[Start]
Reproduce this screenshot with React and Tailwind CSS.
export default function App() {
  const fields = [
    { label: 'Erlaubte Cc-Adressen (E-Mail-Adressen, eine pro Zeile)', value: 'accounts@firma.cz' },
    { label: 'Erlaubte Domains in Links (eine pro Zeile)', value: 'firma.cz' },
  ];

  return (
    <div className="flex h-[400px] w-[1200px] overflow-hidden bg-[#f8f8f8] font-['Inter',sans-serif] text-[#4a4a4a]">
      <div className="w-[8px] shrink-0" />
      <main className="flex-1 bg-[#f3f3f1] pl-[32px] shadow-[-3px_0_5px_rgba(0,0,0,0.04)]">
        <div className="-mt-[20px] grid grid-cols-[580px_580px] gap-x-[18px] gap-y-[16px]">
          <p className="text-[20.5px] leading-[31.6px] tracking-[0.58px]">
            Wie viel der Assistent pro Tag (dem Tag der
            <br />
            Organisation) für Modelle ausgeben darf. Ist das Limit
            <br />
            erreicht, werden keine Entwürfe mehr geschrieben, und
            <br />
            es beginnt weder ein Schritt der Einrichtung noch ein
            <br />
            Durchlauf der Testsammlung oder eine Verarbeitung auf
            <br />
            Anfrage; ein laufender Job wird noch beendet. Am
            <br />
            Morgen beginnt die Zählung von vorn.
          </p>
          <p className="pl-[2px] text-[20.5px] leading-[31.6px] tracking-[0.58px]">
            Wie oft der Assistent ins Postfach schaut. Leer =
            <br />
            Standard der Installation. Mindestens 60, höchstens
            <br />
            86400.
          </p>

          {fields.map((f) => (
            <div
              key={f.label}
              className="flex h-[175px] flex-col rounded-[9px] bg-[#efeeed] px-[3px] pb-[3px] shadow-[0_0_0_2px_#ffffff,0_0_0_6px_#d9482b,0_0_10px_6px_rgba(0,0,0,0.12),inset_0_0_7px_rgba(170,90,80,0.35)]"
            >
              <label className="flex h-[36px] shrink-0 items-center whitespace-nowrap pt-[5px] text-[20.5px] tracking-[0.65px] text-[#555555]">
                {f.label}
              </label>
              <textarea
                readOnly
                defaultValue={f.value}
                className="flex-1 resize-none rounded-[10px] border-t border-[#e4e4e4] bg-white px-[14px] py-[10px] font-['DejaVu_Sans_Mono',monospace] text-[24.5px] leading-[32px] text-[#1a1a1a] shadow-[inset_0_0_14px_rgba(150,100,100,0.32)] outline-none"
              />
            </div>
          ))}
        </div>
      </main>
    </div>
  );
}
[End]
[Start]
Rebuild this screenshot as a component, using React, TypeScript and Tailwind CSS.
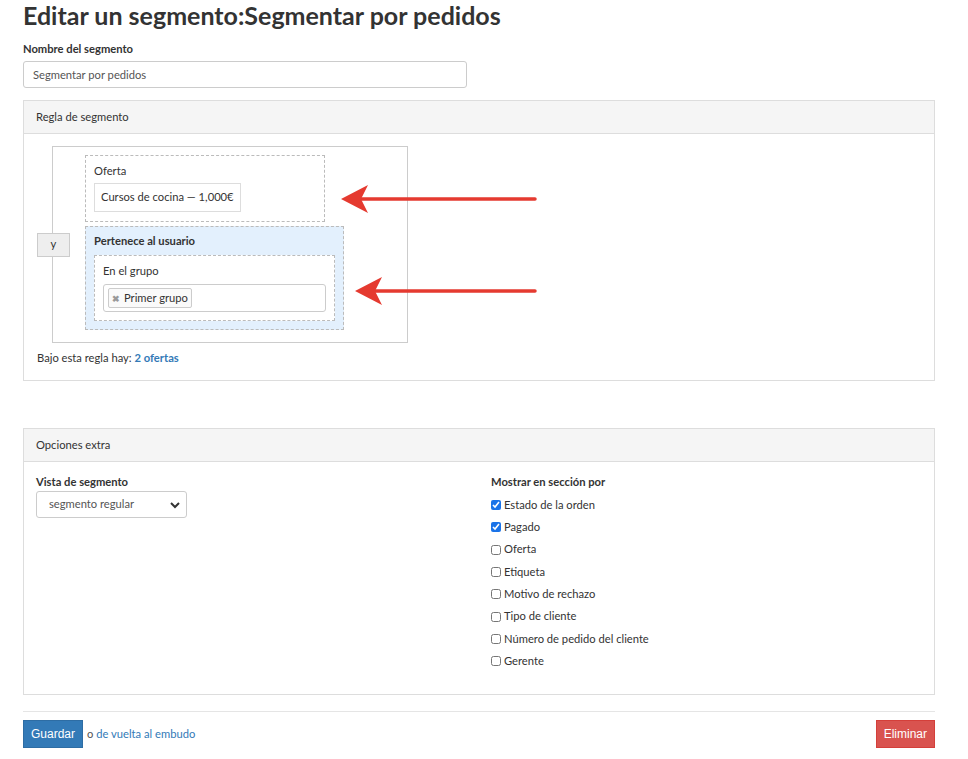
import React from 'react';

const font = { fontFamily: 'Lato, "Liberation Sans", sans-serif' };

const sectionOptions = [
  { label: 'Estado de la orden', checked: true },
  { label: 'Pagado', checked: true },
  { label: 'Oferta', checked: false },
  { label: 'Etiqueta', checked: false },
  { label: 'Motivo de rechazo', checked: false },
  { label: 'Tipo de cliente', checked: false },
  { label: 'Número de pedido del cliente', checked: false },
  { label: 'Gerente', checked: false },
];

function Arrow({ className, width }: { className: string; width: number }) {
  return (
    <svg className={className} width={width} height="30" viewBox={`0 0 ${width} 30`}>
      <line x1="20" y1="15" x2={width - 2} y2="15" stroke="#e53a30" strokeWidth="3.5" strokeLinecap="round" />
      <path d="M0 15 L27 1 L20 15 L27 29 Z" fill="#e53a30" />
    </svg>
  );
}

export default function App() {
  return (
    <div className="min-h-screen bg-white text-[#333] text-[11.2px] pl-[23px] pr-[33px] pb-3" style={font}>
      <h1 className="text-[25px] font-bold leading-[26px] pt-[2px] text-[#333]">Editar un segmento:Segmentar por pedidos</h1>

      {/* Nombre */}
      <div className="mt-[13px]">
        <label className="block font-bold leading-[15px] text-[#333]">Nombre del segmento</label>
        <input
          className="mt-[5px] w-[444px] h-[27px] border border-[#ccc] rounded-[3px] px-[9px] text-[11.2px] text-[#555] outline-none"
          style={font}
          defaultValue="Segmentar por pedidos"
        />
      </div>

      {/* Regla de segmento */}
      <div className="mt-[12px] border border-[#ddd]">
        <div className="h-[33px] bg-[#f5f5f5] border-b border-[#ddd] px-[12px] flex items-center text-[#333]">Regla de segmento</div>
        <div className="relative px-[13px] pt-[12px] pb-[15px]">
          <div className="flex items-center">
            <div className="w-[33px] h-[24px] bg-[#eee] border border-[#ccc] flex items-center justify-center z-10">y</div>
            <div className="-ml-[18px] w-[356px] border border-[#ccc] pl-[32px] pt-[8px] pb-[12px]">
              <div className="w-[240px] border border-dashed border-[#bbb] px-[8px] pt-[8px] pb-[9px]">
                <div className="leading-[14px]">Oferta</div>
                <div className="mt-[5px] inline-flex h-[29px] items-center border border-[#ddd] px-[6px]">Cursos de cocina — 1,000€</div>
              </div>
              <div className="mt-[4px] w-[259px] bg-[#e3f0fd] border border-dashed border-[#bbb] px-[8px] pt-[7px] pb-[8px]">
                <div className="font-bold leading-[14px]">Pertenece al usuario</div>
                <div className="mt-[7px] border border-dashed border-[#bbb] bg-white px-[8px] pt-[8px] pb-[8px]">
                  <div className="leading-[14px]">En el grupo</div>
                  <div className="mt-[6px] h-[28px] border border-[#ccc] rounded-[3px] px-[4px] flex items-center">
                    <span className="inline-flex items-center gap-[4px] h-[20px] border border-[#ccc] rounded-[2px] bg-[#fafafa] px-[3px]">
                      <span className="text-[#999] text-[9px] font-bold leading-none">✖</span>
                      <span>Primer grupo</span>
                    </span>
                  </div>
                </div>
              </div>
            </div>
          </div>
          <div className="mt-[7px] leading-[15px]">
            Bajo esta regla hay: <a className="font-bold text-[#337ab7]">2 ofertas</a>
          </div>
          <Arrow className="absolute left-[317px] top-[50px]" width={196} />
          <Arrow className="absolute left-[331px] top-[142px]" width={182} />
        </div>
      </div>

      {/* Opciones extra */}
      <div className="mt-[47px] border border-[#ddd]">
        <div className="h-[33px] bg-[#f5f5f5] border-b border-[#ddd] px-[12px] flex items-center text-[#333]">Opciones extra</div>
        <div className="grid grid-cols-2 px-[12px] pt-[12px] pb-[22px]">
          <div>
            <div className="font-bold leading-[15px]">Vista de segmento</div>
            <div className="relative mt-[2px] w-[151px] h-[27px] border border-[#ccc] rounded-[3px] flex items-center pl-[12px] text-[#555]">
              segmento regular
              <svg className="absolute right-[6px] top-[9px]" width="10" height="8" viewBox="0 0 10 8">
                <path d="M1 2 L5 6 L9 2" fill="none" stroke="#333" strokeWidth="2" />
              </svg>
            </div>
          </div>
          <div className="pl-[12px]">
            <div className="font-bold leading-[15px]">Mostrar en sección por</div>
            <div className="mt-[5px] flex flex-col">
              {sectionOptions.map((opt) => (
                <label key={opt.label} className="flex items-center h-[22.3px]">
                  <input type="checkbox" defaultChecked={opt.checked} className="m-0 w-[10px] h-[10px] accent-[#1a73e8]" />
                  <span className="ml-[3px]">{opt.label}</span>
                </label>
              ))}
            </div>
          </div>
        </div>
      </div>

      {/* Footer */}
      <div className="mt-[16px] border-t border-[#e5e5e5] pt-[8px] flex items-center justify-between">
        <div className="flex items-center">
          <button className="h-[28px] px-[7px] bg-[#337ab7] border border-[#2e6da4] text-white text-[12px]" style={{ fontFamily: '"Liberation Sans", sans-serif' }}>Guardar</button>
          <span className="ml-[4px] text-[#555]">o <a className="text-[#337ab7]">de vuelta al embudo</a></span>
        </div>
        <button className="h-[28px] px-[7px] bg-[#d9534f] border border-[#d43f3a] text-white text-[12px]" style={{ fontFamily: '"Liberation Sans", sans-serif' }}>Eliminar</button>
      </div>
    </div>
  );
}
[End]
[Start]
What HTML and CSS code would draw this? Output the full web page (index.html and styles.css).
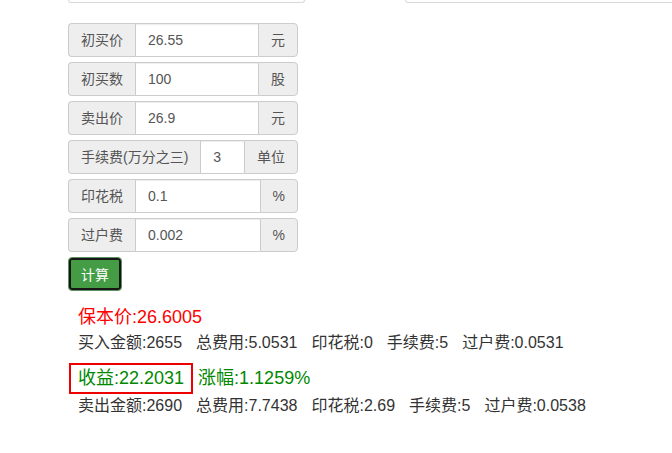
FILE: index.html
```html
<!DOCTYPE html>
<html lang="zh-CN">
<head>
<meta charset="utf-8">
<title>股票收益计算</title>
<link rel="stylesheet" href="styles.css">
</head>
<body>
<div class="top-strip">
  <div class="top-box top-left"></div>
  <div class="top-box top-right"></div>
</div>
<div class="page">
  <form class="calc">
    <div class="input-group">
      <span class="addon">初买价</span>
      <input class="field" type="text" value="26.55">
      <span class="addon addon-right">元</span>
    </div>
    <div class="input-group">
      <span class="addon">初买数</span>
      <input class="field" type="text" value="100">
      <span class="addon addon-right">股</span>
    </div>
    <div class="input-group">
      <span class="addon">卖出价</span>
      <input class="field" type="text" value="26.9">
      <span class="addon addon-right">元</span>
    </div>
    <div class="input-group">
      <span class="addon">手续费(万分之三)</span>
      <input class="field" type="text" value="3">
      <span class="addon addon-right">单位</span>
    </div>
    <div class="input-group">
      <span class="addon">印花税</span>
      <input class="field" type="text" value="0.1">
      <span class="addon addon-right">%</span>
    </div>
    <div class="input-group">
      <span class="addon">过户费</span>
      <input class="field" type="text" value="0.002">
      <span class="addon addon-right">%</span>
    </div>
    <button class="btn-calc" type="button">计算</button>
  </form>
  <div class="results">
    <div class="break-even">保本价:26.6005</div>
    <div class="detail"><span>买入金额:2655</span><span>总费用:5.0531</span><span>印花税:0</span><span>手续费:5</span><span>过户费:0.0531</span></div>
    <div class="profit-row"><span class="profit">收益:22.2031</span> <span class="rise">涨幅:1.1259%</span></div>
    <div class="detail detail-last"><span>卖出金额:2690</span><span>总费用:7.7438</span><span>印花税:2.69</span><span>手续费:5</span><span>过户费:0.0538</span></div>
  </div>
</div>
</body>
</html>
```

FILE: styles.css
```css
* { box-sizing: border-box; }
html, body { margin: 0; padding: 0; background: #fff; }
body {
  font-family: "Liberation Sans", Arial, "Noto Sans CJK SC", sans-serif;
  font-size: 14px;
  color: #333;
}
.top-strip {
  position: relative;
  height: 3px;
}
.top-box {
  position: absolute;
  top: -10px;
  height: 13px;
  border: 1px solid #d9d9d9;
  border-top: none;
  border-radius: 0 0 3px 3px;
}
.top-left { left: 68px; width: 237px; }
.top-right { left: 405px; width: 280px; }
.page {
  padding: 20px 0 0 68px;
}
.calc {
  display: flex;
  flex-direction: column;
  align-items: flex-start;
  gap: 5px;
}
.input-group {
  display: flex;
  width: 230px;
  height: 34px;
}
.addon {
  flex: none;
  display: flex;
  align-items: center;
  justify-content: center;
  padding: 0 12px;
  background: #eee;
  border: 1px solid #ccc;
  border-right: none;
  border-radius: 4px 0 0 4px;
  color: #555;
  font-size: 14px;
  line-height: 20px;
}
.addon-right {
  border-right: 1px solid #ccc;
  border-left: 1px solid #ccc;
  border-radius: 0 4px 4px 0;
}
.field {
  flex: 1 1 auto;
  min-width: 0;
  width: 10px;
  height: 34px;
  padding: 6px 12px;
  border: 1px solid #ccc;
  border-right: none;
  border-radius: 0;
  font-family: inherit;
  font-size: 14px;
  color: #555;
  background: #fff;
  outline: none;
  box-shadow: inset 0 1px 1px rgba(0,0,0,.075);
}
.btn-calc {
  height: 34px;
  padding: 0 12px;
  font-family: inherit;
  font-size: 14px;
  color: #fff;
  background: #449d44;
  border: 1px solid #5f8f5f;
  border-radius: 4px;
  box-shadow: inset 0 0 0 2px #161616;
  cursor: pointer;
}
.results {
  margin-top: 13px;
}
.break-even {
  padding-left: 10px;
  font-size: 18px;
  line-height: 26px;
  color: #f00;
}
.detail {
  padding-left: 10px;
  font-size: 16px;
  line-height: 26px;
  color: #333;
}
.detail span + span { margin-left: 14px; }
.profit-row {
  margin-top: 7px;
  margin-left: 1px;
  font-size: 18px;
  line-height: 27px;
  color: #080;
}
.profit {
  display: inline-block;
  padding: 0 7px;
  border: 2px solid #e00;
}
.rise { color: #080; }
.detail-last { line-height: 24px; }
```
[End]
Challenge → Please list every line of the records that contains "React".

Written reply →
Reproduce this screenshot with React and Tailwind CSS.
Rebuild this screenshot as a component, using React, TypeScript and Tailwind CSS.
import React from 'react';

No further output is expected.